_RECORDS_.

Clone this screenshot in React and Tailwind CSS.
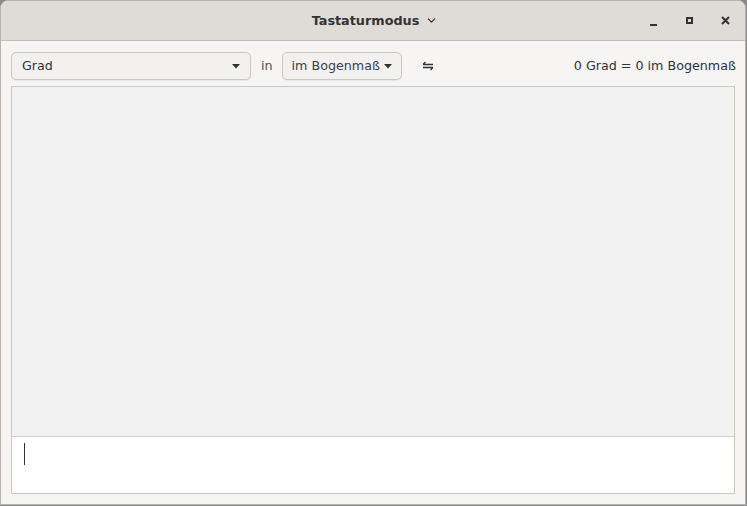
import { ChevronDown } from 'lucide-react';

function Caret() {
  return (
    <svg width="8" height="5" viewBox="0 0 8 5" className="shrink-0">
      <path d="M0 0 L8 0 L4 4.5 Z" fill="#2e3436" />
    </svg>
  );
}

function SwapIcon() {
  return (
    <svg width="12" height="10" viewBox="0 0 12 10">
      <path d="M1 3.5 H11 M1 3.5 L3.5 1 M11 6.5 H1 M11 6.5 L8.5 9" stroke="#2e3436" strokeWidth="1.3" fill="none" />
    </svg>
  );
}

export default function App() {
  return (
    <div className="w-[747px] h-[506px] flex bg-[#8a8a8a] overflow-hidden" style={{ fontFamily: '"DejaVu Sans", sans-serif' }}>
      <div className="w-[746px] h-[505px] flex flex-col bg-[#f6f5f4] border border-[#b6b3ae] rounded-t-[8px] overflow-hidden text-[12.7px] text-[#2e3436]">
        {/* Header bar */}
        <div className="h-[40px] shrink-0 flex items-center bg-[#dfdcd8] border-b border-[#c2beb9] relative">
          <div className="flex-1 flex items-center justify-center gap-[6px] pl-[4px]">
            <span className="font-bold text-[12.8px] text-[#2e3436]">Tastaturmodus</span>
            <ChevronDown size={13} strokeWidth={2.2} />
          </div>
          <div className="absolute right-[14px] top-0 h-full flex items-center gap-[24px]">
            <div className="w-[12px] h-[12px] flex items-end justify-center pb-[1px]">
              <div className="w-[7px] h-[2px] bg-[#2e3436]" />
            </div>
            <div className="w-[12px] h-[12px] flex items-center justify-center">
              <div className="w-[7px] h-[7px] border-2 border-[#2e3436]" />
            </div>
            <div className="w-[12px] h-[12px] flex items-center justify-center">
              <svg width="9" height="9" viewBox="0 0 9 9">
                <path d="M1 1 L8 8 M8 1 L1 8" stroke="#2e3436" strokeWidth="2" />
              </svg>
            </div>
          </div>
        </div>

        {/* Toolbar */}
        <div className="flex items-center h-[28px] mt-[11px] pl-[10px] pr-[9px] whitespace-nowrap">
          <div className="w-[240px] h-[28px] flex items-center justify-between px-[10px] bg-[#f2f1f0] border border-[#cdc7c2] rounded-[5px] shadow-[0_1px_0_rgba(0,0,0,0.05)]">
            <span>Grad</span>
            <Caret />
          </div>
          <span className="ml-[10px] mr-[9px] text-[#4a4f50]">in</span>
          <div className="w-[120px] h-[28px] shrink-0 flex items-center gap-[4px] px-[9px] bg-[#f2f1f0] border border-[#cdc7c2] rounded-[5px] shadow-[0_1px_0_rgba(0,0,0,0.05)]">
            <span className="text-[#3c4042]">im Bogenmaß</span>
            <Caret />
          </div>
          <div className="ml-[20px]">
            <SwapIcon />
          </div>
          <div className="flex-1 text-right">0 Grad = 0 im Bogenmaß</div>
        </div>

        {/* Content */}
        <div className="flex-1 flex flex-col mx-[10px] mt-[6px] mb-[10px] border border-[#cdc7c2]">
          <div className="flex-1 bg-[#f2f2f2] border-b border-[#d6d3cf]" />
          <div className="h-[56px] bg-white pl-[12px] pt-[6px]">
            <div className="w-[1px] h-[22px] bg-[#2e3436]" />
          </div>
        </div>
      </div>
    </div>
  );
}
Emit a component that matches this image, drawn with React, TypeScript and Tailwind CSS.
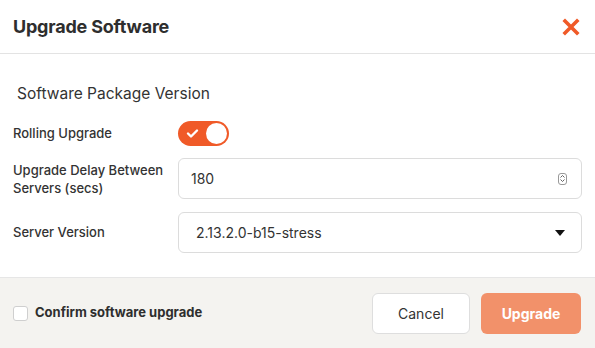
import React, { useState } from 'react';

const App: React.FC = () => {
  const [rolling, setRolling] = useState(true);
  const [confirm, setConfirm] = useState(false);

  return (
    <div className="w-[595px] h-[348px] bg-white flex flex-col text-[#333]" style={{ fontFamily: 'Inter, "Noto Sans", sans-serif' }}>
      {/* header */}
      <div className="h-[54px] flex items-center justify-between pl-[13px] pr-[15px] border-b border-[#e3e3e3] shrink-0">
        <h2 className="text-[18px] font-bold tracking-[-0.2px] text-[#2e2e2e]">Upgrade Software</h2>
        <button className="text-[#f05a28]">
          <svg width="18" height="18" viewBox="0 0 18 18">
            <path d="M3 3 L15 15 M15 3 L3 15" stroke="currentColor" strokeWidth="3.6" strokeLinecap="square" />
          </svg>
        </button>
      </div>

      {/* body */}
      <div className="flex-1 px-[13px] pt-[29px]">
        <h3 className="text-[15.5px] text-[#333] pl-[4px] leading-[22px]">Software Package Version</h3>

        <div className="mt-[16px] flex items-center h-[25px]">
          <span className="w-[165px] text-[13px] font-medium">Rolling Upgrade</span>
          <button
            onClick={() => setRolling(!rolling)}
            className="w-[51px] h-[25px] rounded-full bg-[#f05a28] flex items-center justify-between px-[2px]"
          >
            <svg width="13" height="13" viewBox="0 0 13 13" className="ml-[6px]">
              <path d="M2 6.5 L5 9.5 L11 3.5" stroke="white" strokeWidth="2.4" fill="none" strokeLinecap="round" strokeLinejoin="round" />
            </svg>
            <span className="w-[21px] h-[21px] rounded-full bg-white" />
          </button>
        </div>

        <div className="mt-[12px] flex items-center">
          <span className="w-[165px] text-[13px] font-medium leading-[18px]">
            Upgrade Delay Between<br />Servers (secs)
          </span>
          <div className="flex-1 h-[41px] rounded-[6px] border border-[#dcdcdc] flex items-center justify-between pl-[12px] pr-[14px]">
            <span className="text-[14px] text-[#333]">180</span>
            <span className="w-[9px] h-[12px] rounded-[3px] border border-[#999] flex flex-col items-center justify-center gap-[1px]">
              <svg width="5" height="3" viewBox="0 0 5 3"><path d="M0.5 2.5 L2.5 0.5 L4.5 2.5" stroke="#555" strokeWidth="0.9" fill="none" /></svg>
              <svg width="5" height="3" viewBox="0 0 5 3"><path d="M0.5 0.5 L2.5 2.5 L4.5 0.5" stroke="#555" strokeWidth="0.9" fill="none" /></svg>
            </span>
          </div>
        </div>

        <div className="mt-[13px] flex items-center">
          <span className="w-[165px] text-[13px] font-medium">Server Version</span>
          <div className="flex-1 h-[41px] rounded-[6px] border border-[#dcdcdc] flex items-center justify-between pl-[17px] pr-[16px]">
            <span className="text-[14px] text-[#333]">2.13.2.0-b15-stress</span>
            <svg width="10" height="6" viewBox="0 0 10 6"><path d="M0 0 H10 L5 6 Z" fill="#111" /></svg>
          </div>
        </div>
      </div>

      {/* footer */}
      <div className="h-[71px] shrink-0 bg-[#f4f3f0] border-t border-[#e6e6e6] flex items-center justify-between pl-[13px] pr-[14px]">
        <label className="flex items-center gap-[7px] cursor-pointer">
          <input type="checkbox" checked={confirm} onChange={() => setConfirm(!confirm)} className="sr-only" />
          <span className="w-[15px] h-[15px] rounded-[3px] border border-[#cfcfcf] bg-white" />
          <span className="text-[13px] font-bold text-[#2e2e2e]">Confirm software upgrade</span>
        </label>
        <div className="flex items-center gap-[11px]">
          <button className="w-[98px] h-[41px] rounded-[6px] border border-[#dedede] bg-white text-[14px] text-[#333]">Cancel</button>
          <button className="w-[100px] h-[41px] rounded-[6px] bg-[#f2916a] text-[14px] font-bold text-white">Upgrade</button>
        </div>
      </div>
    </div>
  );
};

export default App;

==

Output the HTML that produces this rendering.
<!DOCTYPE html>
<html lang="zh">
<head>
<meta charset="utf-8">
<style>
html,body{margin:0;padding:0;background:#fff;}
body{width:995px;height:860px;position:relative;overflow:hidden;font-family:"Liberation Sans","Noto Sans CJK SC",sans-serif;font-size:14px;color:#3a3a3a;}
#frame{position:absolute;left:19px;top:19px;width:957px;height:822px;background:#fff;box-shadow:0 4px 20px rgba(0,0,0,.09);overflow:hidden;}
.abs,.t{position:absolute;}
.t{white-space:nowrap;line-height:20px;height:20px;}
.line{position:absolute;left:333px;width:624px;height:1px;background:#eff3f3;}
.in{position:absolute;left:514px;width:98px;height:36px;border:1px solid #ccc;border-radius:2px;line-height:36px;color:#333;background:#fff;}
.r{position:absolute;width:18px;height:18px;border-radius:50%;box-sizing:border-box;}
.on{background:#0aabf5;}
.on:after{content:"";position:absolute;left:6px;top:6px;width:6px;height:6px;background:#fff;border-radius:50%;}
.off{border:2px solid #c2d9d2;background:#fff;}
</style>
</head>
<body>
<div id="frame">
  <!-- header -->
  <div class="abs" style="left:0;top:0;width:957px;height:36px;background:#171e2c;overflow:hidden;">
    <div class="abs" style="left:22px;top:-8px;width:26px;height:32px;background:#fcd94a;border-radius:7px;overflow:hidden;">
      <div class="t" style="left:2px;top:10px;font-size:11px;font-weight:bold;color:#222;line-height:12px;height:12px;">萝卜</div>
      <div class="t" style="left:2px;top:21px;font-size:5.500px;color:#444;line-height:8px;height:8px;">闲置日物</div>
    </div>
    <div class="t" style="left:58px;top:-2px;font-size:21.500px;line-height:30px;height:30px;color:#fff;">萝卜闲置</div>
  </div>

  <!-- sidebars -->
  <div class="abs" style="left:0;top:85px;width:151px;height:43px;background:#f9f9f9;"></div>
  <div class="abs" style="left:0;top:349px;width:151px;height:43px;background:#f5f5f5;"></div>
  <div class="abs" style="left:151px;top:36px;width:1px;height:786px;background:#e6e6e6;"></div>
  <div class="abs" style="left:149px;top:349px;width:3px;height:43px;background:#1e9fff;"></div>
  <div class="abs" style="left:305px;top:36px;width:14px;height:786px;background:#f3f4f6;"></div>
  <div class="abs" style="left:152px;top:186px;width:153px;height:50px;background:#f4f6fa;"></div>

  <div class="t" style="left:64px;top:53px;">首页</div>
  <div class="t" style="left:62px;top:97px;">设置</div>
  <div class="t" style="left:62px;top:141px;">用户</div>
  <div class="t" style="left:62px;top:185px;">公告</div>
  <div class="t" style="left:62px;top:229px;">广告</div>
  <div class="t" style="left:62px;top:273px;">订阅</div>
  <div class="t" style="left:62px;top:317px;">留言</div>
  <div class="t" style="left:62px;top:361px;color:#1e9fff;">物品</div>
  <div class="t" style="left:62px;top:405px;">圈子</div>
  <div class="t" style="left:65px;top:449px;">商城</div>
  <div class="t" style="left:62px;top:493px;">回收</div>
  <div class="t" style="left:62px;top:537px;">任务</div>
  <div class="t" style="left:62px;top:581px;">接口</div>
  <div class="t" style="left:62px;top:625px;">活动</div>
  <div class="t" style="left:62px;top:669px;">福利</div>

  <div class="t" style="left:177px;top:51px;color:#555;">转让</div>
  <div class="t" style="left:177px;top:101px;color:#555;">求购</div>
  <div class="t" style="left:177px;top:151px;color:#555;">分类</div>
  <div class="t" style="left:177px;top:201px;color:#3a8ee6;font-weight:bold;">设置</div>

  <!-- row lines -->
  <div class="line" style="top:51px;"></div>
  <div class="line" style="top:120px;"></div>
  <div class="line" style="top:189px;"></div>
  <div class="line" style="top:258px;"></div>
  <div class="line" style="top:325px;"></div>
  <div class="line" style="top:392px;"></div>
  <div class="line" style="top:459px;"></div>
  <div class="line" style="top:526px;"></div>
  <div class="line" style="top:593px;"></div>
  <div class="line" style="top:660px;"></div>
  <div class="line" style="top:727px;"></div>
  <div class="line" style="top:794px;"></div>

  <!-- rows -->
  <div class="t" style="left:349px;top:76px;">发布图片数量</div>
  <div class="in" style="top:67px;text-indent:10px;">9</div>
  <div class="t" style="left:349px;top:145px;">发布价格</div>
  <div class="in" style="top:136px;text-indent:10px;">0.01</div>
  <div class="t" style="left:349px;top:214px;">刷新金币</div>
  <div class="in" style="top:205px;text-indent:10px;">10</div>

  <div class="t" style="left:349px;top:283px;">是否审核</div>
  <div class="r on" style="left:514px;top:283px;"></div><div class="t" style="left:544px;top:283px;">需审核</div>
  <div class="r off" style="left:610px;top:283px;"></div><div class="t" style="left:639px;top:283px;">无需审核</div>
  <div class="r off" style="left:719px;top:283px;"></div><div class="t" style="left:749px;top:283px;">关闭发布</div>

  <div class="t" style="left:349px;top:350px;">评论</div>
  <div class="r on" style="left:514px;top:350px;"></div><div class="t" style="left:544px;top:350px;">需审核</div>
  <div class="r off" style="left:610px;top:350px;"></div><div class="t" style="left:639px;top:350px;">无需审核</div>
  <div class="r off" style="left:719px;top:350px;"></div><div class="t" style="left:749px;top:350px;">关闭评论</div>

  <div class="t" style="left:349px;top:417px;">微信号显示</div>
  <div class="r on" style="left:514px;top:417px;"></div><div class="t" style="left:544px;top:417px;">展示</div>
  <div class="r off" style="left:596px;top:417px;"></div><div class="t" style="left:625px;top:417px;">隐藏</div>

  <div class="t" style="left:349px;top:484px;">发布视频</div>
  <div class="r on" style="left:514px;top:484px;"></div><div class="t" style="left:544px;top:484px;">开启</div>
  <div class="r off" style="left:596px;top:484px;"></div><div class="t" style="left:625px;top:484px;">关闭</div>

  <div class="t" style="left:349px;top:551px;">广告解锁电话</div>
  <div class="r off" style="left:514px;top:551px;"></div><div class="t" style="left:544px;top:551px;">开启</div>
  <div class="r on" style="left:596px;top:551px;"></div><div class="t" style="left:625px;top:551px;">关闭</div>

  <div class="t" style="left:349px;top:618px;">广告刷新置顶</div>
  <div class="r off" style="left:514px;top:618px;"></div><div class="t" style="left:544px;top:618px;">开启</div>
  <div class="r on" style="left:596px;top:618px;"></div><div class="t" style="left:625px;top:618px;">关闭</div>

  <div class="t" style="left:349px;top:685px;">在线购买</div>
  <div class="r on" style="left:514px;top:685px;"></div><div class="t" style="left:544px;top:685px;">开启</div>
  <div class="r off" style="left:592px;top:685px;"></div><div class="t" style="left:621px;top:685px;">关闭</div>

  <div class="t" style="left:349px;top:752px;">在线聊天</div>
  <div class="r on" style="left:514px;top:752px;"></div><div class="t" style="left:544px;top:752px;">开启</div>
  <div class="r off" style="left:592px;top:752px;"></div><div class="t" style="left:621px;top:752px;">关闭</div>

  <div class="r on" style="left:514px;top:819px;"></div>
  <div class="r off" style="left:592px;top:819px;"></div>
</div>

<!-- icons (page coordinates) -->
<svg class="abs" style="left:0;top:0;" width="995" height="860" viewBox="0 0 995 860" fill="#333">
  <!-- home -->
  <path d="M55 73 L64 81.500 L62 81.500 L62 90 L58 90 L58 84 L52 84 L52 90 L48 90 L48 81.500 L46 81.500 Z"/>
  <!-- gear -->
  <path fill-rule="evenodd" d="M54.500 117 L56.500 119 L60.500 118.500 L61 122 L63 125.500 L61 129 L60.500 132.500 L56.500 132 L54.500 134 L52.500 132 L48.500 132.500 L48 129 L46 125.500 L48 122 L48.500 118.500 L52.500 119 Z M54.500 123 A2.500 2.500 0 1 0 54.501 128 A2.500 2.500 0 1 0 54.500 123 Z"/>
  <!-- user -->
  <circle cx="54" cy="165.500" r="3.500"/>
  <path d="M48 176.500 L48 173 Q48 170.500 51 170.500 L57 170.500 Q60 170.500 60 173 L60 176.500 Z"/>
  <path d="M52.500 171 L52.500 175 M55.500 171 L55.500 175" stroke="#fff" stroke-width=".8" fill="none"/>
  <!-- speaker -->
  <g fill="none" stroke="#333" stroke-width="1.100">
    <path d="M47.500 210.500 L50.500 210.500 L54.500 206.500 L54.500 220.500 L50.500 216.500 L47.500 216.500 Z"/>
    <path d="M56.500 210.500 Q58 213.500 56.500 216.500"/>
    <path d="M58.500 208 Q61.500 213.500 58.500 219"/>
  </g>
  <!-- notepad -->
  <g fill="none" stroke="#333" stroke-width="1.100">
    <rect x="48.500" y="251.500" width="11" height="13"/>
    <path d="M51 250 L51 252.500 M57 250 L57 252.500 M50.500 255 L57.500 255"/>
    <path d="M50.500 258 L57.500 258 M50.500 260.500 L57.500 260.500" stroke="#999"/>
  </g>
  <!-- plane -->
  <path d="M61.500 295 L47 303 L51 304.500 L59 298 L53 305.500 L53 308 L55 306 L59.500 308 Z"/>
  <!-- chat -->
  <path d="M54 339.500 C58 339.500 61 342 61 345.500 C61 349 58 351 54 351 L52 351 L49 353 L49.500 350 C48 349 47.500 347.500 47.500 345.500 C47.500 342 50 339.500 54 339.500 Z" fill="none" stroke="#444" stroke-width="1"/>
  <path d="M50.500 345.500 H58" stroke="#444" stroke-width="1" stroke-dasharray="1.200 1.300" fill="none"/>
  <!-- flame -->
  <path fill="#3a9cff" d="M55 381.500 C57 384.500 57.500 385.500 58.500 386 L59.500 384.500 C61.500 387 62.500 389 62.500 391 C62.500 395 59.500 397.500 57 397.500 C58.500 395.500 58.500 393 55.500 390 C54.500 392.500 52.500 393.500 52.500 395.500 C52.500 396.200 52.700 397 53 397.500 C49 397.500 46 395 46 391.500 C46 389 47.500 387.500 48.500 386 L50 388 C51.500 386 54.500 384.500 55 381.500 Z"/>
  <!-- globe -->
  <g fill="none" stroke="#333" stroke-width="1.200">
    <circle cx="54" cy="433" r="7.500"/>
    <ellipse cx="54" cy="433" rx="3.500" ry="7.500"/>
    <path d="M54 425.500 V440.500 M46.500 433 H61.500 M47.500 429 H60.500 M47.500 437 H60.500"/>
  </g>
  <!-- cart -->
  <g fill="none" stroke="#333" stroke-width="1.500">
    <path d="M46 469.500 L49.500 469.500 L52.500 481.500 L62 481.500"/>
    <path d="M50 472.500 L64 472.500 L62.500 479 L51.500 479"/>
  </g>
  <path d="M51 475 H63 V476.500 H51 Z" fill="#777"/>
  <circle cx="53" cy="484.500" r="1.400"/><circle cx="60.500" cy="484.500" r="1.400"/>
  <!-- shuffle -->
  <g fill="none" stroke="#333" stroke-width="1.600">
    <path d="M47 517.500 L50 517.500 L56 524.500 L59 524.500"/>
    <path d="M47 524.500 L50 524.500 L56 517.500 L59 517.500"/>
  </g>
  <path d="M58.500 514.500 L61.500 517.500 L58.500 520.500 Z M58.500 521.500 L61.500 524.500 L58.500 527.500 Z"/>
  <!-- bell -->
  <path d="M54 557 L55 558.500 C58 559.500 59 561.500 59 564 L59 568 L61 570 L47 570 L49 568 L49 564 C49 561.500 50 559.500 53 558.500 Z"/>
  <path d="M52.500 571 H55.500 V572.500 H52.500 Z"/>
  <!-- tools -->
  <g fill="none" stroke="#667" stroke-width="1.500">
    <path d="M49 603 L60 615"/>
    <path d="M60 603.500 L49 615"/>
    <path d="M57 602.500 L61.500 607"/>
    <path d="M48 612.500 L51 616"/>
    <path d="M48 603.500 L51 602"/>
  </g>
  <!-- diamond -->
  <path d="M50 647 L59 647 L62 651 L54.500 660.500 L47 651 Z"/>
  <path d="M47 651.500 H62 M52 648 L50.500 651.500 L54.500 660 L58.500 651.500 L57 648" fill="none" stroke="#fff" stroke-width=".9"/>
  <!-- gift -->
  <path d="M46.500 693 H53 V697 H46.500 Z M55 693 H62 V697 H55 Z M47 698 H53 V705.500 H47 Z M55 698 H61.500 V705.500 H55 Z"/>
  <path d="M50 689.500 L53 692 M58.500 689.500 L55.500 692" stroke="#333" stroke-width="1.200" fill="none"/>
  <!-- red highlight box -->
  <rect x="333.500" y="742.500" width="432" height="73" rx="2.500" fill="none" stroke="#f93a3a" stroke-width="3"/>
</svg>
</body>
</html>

_PROBLEM TO WORK ON_. Go through the material and select each line with the string "this" in it.

_FINISHED EXERCISE_.
Clone this screenshot in React and Tailwind CSS.
Emit a component that matches this image, drawn with React, TypeScript and Tailwind CSS.
Output the HTML that produces this rendering.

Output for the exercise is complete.